__WHAT NEEDS TO BE DONE__
Filter the data below for the string "full" and copy each matching line.

__INPUT RECORDS__
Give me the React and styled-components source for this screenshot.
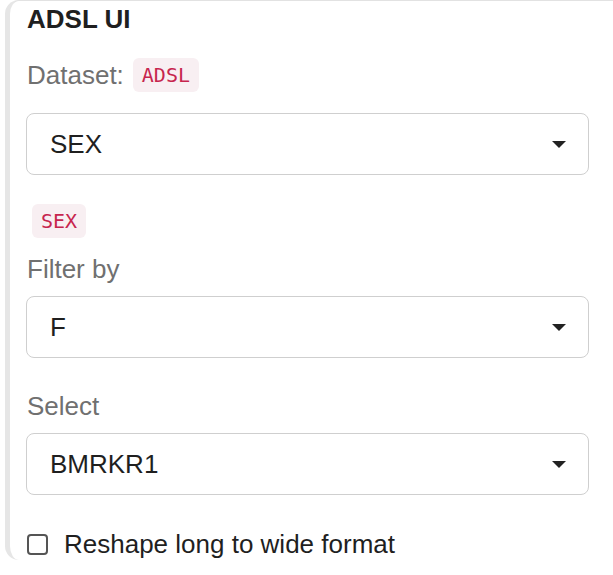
import styled, { createGlobalStyle } from 'styled-components';

const GlobalStyle = createGlobalStyle`
  body {
    margin: 0;
    background: #ffffff;
    font-family: "Liberation Sans", Arial, sans-serif;
    overflow: hidden;
  }
`;

function Caret() {
  return (
    <svg width="14" height="7" viewBox="0 0 14 7">
      <path d="M0 0 L14 0 L7 7 Z" fill="#222" />
    </svg>
  );
}

function SelectBox({ value }) {
  return (
    <Select>
      <span>{value}</span>
      <Caret />
    </Select>
  );
}

export default function App() {
  return (
    <>
      <GlobalStyle />
      <Card>
        <Title>ADSL UI</Title>
        <Label $top={23} $bottom={21}>
          <span>Dataset:</span>
          <Code>ADSL</Code>
        </Label>
        <SelectBox value="SEX" />
        <BadgeRow>
          <Code>SEX</Code>
        </BadgeRow>
        <Label $top={14} $bottom={10}>Filter by</Label>
        <SelectBox value="F" />
        <Label $top={31} $bottom={10}>Select</Label>
        <SelectBox value="BMRKR1" />
        <CheckRow>
          <Box />
          <span>Reshape long to wide format</span>
        </CheckRow>
      </Card>
    </>
  );
}

const Card = styled.div`
  margin-left: 5px;
  width: 608px;
  height: 560px;
  box-sizing: border-box;
  border-left: 5px solid #e6e6e6;
  border-top: 1px solid #e2e2e2;
  border-top-left-radius: 14px;
  border-bottom-left-radius: 14px;
  padding: 3px 0 0 16px;
  display: flex;
  flex-direction: column;
  align-items: flex-start;
`;

const Title = styled.div`
  font-size: 26px;
  font-weight: bold;
  line-height: 31px;
  color: #1f1f1f;
  margin-left: 1px;
  flex-shrink: 0;
`;

const Label = styled.div`
  font-size: 26px;
  line-height: 34px;
  color: #707070;
  margin-top: ${(p) => p.$top}px;
  margin-bottom: ${(p) => p.$bottom}px;
  margin-left: 1px;
  display: flex;
  align-items: center;
  gap: 9px;
  flex-shrink: 0;
`;

const Code = styled.span`
  font-family: "DejaVu Sans Mono", "Liberation Mono", monospace;
  font-size: 20px;
  line-height: 34px;
  height: 34px;
  color: #c7254e;
  background: #f8eff2;
  border-radius: 6px;
  padding: 0 9px;
  display: inline-block;
`;

const BadgeRow = styled.div`
  margin-top: 29px;
  margin-left: 6px;
  display: flex;
  flex-shrink: 0;
`;

const Select = styled.div`
  width: 563px;
  height: 62px;
  flex-shrink: 0;
  box-sizing: border-box;
  border: 1px solid #cfcfcf;
  border-radius: 8px;
  padding: 0 22px 0 23px;
  display: flex;
  align-items: center;
  justify-content: space-between;
  font-size: 26px;
  color: #1f1f1f;
`;

const CheckRow = styled.label`
  margin-top: 34px;
  margin-left: 1px;
  display: flex;
  align-items: center;
  gap: 16px;
  font-size: 26px;
  line-height: 30px;
  color: #1f1f1f;
  flex-shrink: 0;
`;

const Box = styled.span`
  width: 21px;
  height: 21px;
  box-sizing: border-box;
  border: 2px solid #555;
  border-radius: 4px;
`;
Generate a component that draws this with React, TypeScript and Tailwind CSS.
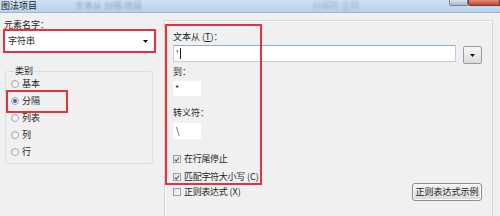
const font = { fontFamily: '"Noto Sans CJK SC", "Noto Sans", sans-serif' };

function Radio({ label, checked }: { label: string; checked?: boolean }) {
  return (
    <div className="flex items-center h-[17px] gap-[3px]">
      <span className="flex items-center justify-center w-[8px] h-[8px] rounded-full border border-[#a2a8b0] bg-gradient-to-br from-[#e4e6e8] to-[#ffffff]">
        {checked && <span className="w-[4px] h-[4px] rounded-full bg-[#3569b0]" />}
      </span>
      <span>{label}</span>
    </div>
  );
}

function Check({ label, checked, hotkey }: { label: string; checked?: boolean; hotkey?: string }) {
  return (
    <div className="flex items-center h-[14px] gap-[3px]">
      <span className="flex items-center justify-center w-[8px] h-[8px] border border-[#9a9fa6] bg-gradient-to-br from-[#dfe2e6] to-[#fafafa]">
        {checked && (
          <svg width="7" height="7" viewBox="0 0 7 7">
            <path d="M1 3.6 L2.8 5.4 L6 1.2" fill="none" stroke="#3d4f78" strokeWidth="1.2" />
          </svg>
        )}
      </span>
      <span className="tracking-[-0.3px]">
        {label}
        {hotkey && <span className="ml-[2px] tracking-normal">({hotkey})</span>}
      </span>
    </div>
  );
}

export default function App() {
  return (
    <div
      className="w-[500px] h-[216px] overflow-hidden bg-[#f0f0f0] flex flex-col text-[9px] leading-[12px] text-[#1e1e1e]"
      style={font}
    >
      {/* title bar */}
      <div className="relative h-[13px] shrink-0 flex items-start bg-gradient-to-b from-[#cfe2f4] to-[#b7d3ee] border-b border-[#9fb3c7]">
        <span className="pl-[1px] leading-[11px] text-[#222]">图法项目</span>
        <span className="ml-[38px] leading-[11px] text-[#8fa4b8] blur-[1px]">文本从 分隔 项目</span>
        <span className="ml-[170px] leading-[11px] text-[#9bb0c4] blur-[1px]">分隔符 正则</span>
        <div className="ml-auto flex h-[6px]">
          <div className="w-[19px] h-[6px] rounded-b-[2px] border border-t-0 border-[#6f8396] bg-gradient-to-b from-[#d8e2ec] to-[#aab9c8]" />
          <div className="w-[32px] h-[6px] rounded-bl-[2px] border border-t-0 border-[#8a3326] bg-gradient-to-b from-[#e08a78] to-[#c2432c]" />
        </div>
      </div>

      <div className="flex flex-1 min-h-0">
        {/* left column */}
        <div className="w-[164px] shrink-0 pt-[7px]">
          <div className="pl-[4px] h-[10px] leading-[10px]">元素名字：</div>
          <div className="relative ml-[5px] mt-[1px] w-[149px] h-[20px] bg-white flex items-center pl-[3px] pr-[6px]">
            <span>字符串</span>
            <svg className="ml-auto" width="5" height="3" viewBox="0 0 5 3">
              <path d="M0 0 H5 L2.5 3 Z" fill="#111" />
            </svg>
            <div className="absolute -inset-[2px] border-2 border-[#e8313c]" />
          </div>

          <fieldset className="ml-[5px] mt-[14px] w-[148px] border border-[#d5dfe5] rounded-[3px] pl-[5px] pb-[3px]">
            <legend className="ml-[3px] px-[1px] leading-[12px]">类别</legend>
            <div className="-mt-[2px]">
              <Radio label="基本" />
              <div className="relative">
                <Radio label="分隔" checked />
                <div className="absolute -left-[5px] -top-[2px] w-[62px] h-[23px] border-2 border-[#e8313c]" />
              </div>
              <Radio label="列表" />
              <Radio label="列" />
              <Radio label="行" />
            </div>
          </fieldset>
        </div>

        {/* right panel */}
        <div className="relative flex-1 mt-[7px] mr-[7px] -mb-[4px] border border-[#d6d6d6] shadow-[inset_1px_1px_0_#ffffff] pl-[8px] pr-[10px] pt-[10px]">
          <div className="h-[12px]">
            文本从 (<span className="underline">T</span>)：
          </div>
          <div className="mt-[2px] flex items-start h-[19px]">
            <div className="w-[283px] h-[17px] bg-white border border-[#b9cfe6] border-t-[#8eadd0] flex items-center pl-[2px]">
              <span>'</span>
              <span className="ml-[1px] w-[1px] h-[11px] bg-[#222]" />
            </div>
            <div className="ml-[7px] mt-[1px] w-[19px] h-[18px] rounded-[2px] border border-[#9a9a9a] bg-gradient-to-b from-[#f6f6f6] to-[#dcdcdc] flex items-center justify-center">
              <svg width="5" height="3" viewBox="0 0 5 3">
                <path d="M0 0 H5 L2.5 3 Z" fill="#111" />
              </svg>
            </div>
          </div>

          <div className="mt-[2px] h-[12px]">到：</div>
          <div className="mt-[3px] w-[28px] h-[15px] bg-white flex items-center pl-[2px]">*</div>

          <div className="mt-[11px] h-[12px]">转义符：</div>
          <div className="mt-[4px] w-[28px] h-[16px] bg-white flex items-center pl-[3px]">\</div>

          <div className="mt-[13px]">
            <Check label="在行尾停止" checked />
          </div>
          <div className="mt-[4px]">
            <Check label="匹配字符大小写" hotkey="C" checked />
          </div>
          <div className="-mt-[1px] flex items-center justify-between h-[18px]">
            <Check label="正则表达式" hotkey="X" />
            <div className="w-[70px] h-[18px] rounded-[3px] border border-[#8c8c8c] shadow-[inset_0_0_0_1px_#fbfbfb] bg-gradient-to-b from-[#f4f4f4] to-[#dadada] flex items-center justify-center">
              正则表达式示例
            </div>
          </div>

          <div className="absolute left-0 top-[3px] w-[97px] h-[161px] border-2 border-[#e8313c]" />
        </div>
      </div>
    </div>
  );
}
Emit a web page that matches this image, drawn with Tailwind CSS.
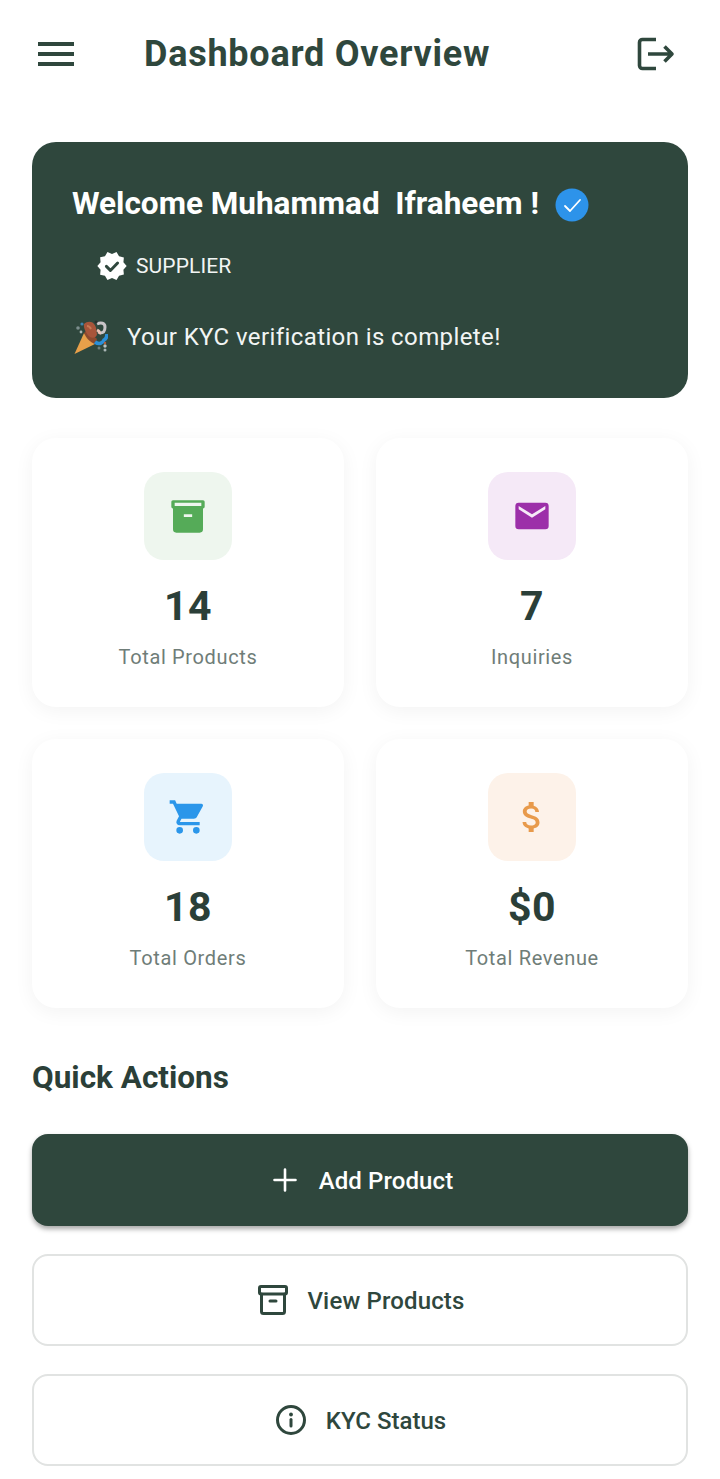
<!DOCTYPE html>
<html>
<head>
<meta charset="utf-8">
<script src="https://cdn.jsdelivr.net/npm/@tailwindcss/browser@4"></script>
</head>
<body class="bg-white font-['Roboto',sans-serif] text-[#2b3f38] overflow-hidden">
<div class="w-[720px] h-[1479px] px-8">
  <header class="relative h-[142px] pb-[36px] flex items-center justify-between">
    <svg class="w-[36px] h-[24px] ml-[6px] mt-[2px]" viewBox="0 0 36 24" fill="#2f473d"><rect y="0" width="36" height="4"/><rect y="10" width="36" height="4"/><rect y="20" width="36" height="4"/></svg>
    <h1 class="absolute left-[112px] top-[30px] text-[36px] leading-[48px] font-bold text-[#2f473d] tracking-[0.75px] whitespace-nowrap">Dashboard Overview</h1>
    <svg class="w-[38px] h-[36px] mr-[13px] mt-[2px]" viewBox="0 0 38 36" fill="none" stroke="#2f473d" stroke-width="3.600" stroke-linejoin="round"><path d="M19 3.500H5.500a3 3 0 0 0-3 3v23a3 3 0 0 0 3 3H19"/><path d="M11 18h24M27.500 10.500L35 18l-7.500 7.500"/></svg>
  </header>

  <section class="h-[256px] rounded-[24px] bg-[#2f473d] text-white pl-[40px] pt-[42px]">
    <div class="flex items-center h-[40px]">
      <span class="text-[31.5px] leading-[40px] font-bold whitespace-pre">Welcome Muhammad  Ifraheem !</span>
      <svg class="w-[34px] h-[34px] ml-[16px] mt-[1px]" viewBox="0 0 34 34"><circle cx="17" cy="17" r="16.500" fill="#2d93ea"/><path d="M10 18l5 5 10-11" fill="none" stroke="#fff" stroke-width="1.800" stroke-linecap="round" stroke-linejoin="round"/></svg>
    </div>
    <div class="flex items-center mt-[27px] ml-[24px] h-[30px]">
      <svg class="w-[32px] h-[32px] shrink-0" viewBox="0 0 24 24"><path fill="#fff" d="M23 12l-2.440-2.780.34-3.680-3.610-.82-1.890-3.180L12 3 8.600 1.540 6.710 4.720l-3.610.81.340 3.680L1 12l2.440 2.780-.34 3.690 3.610.82 1.890 3.180L12 21l3.400 1.460 1.890-3.180 3.610-.82-.34-3.680L23 12z"/><path d="M7.800 12.300l3 3 5.400-5.600" fill="none" stroke="#2f473d" stroke-width="2.200" stroke-linecap="round" stroke-linejoin="round"/></svg>
      <span class="ml-[8px] text-[21px] leading-[30px] tracking-[0.1px] text-[#f2f5f4]">SUPPLIER</span>
    </div>
    <div class="flex items-center mt-[36px] h-[40px]">
      <svg class="w-[36px] h-[36px] shrink-0" viewBox="0 0 36 36">
        <path d="M12 14L2.500 35 23 25z" fill="#e8a04a"/>
        <path d="M12 14c2 5 6 9 11 11l2-5-10-9z" fill="#8c4a2e"/>
        <path d="M12 5c3-3 8-3 10 0 3 3 2 7 3 10 0 3-4 5-7 3s-7-9-6-13z" fill="#a8553a"/>
        <path d="M15 7c2 0 3 1 4 3" fill="none" stroke="#c97a55" stroke-width="2"/>
        <path d="M25 5c4-2 8-1 8 3s-1 6-5 6" fill="none" stroke="#c9c4c8" stroke-width="3"/>
        <path d="M25 11c2 1 3 2 2 4" fill="none" stroke="#eec3b5" stroke-width="3"/>
        <path d="M23 23c4 3 8 1 9-2 2-1 3-3 3-6" fill="none" stroke="#2b8fd8" stroke-width="3.600"/>
        <circle cx="6" cy="9" r="1.800" fill="#7d8f8e"/><circle cx="10" cy="5" r="1.600" fill="#3f86b0"/><circle cx="9" cy="13" r="1.400" fill="#a9b5b5"/><circle cx="33" cy="27" r="1.700" fill="#b9c2c2"/><circle cx="33" cy="31" r="1.500" fill="#a9b5b5"/><circle cx="27" cy="29" r="1.500" fill="#6d7f7d"/><circle cx="33" cy="24" r="1.200" fill="#b5603a"/><circle cx="24" cy="3" r="1.500" fill="#2a2f2d"/>
      </svg>
      <span class="ml-[19px] text-[24px] leading-[40px] tracking-[0.4px] text-[#f2f5f4]">Your KYC verification is complete!</span>
    </div>
  </section>

  <div class="grid grid-cols-2 gap-x-[32px] gap-y-[32px] mt-[40px]">
    <div class="h-[269px] rounded-[24px] bg-white shadow-[0_4px_20px_rgba(0,0,0,0.05)] flex flex-col items-center pt-[34px]">
      <div class="w-[88px] h-[88px] rounded-[20px] bg-[#eef6ee] flex items-center justify-center">
        <svg class="w-[40px] h-[40px]" viewBox="0 0 24 24" fill="#55ab58"><path d="M3 2.500h18a1 1 0 0 1 1 1v3a1 1 0 0 1-1 1V20a2 2 0 0 1-2 2H5a2 2 0 0 1-2-2V7.500a1 1 0 0 1-1-1v-3a1 1 0 0 1 1-1zM4 4v2h16V4zM9.500 11v1.600h5V11z" fill-rule="evenodd"/></svg>
      </div>
      <div class="mt-[22px] text-[41px] leading-[48px] font-bold tracking-[0.5px]">14</div>
      <div class="mt-[13px] text-[20px] leading-[28px] tracking-[0.65px] text-[#6f7d78]">Total Products</div>
    </div>
    <div class="h-[269px] rounded-[24px] bg-white shadow-[0_4px_20px_rgba(0,0,0,0.05)] flex flex-col items-center pt-[34px]">
      <div class="w-[88px] h-[88px] rounded-[20px] bg-[#f5e9f7] flex items-center justify-center">
        <svg class="w-[40px] h-[40px]" viewBox="0 0 24 24" fill="#9c2fa9"><path d="M20 4H4a2 2 0 0 0-2 2v12a2 2 0 0 0 2 2h16a2 2 0 0 0 2-2V6a2 2 0 0 0-2-2zm0 4l-8 5-8-5V6l8 5 8-5z" /></svg>
      </div>
      <div class="mt-[22px] text-[41px] leading-[48px] font-bold tracking-[0.5px]">7</div>
      <div class="mt-[13px] text-[20px] leading-[28px] tracking-[0.65px] text-[#6f7d78]">Inquiries</div>
    </div>
    <div class="h-[269px] rounded-[24px] bg-white shadow-[0_4px_20px_rgba(0,0,0,0.05)] flex flex-col items-center pt-[34px]">
      <div class="w-[88px] h-[88px] rounded-[20px] bg-[#e7f4fd] flex items-center justify-center">
        <svg class="w-[40px] h-[40px]" viewBox="0 0 24 24" fill="#2b96ea"><path d="M7 18a2 2 0 1 0 0 4 2 2 0 0 0 0-4zM1 2v2h2l3.600 7.590-1.350 2.450A2 2 0 0 0 7 17h12v-2H7.420a.25.25 0 0 1-.25-.25l.03-.12L8.100 13h7.450c.75 0 1.410-.41 1.750-1.030l3.580-6.490A1 1 0 0 0 20 4H5.210l-.94-2H1zm16 16a2 2 0 1 0 0 4 2 2 0 0 0 0-4z"/></svg>
      </div>
      <div class="mt-[22px] text-[41px] leading-[48px] font-bold tracking-[0.5px]">18</div>
      <div class="mt-[13px] text-[20px] leading-[28px] tracking-[0.65px] text-[#6f7d78]">Total Orders</div>
    </div>
    <div class="h-[269px] rounded-[24px] bg-white shadow-[0_4px_20px_rgba(0,0,0,0.05)] flex flex-col items-center pt-[34px]">
      <div class="w-[88px] h-[88px] rounded-[20px] bg-[#fdf2e9] flex items-center justify-center">
        <svg class="w-[40px] h-[40px]" viewBox="0 0 24 24" fill="#e89a4b"><path d="M11.800 10.900c-2.270-.59-3-1.200-3-2.150 0-1.090 1.010-1.850 2.700-1.850 1.780 0 2.440.85 2.500 2.100h2.210c-.07-1.720-1.120-3.300-3.210-3.810V3h-3v2.160c-1.940.42-3.500 1.680-3.500 3.610 0 2.310 1.910 3.460 4.700 4.130 2.500.6 3 1.480 3 2.410 0 .69-.49 1.790-2.700 1.790-2.060 0-2.870-.92-2.980-2.100h-2.200c.12 2.190 1.760 3.420 3.680 3.830V21h3v-2.150c1.950-.37 3.500-1.500 3.500-3.550 0-2.840-2.430-3.810-4.700-4.400z"/></svg>
      </div>
      <div class="mt-[22px] text-[41px] leading-[48px] font-bold tracking-[0.5px]">$0</div>
      <div class="mt-[13px] text-[20px] leading-[28px] tracking-[0.65px] text-[#6f7d78]">Total Revenue</div>
    </div>
  </div>

  <h2 class="mt-[49px] text-[31.5px] leading-[42px] font-bold">Quick Actions</h2>

  <div class="mt-[35px] flex flex-col">
    <button class="h-[92px] rounded-[16px] bg-[#2f473d] text-white shadow-[0_3px_5px_rgba(0,0,0,0.35)] flex items-center justify-center pl-[6px]">
      <svg class="w-[24px] h-[24px]" viewBox="0 0 24 24" fill="none" stroke="#fff" stroke-width="2.600" stroke-linecap="round"><path d="M12 1.500v21M1.500 12h21"/></svg>
      <span class="ml-[22px] pt-[2px] text-[24px] leading-[32px] font-medium tracking-[0.1px]">Add Product</span>
    </button>
    <button class="mt-[28px] h-[92px] rounded-[16px] border-2 border-[#e1e3e2] bg-white flex items-center justify-center pl-[3px]">
      <svg class="w-[30px] h-[30px]" viewBox="0 0 30 30" fill="none" stroke="#2f473d" stroke-width="3" stroke-linecap="round" stroke-linejoin="round"><rect x="1.500" y="1.500" width="27" height="7.500" rx="1.500"/><path d="M3.500 9v17.500a2 2 0 0 0 2 2h19a2 2 0 0 0 2-2V9M12 16h6"/></svg>
      <span class="ml-[19px] pt-[2px] text-[24px] leading-[32px] font-medium tracking-[0.15px] text-[#2f473d]">View Products</span>
    </button>
    <button class="mt-[28px] h-[92px] rounded-[16px] border-2 border-[#e1e3e2] bg-white flex items-center justify-center pl-[2px]">
      <svg class="w-[30px] h-[30px]" viewBox="0 0 30 30" fill="none" stroke="#2f473d" stroke-width="3" stroke-linecap="round"><circle cx="15" cy="15" r="13.500"/><path d="M15 14.500v6.500"/><circle cx="15" cy="9.500" r="1.900" fill="#2f473d" stroke="none"/></svg>
      <span class="ml-[20px] pt-[2px] text-[24px] leading-[32px] font-medium text-[#2f473d]">KYC Status</span>
    </button>
  </div>
</div>
</body>
</html>
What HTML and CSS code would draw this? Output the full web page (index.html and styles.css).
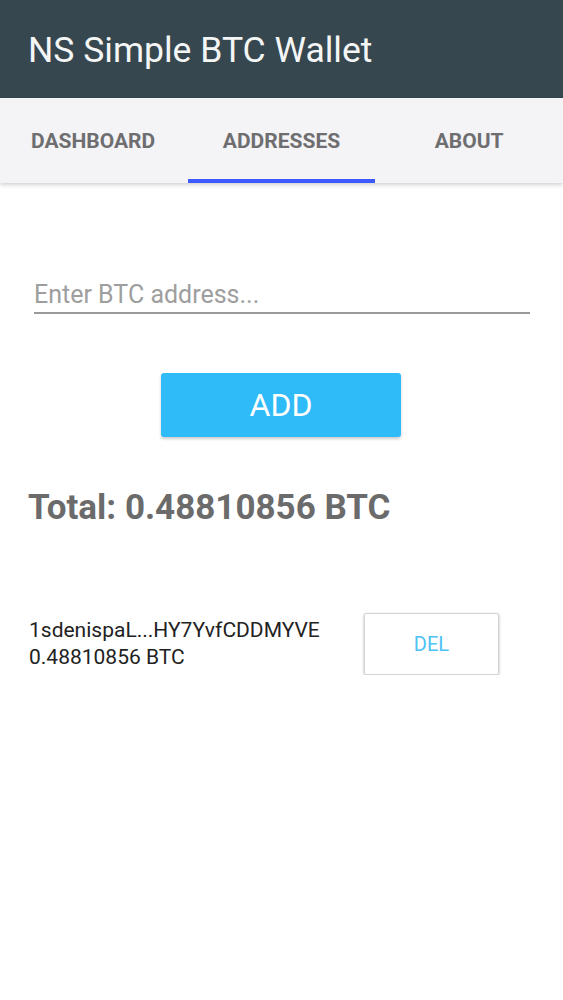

__ANSWER TO THIS EXERCISE__
      <span className="flex items-center justify-center w-[8px] h-[8px] rounded-full border border-[#a2a8b0] bg-gradient-to-br from-[#e4e6e8] to-[#ffffff]">
        {checked && <span className="w-[4px] h-[4px] rounded-full bg-[#3569b0]" />}
What HTML and CSS code would draw this? Output the full web page (index.html and styles.css).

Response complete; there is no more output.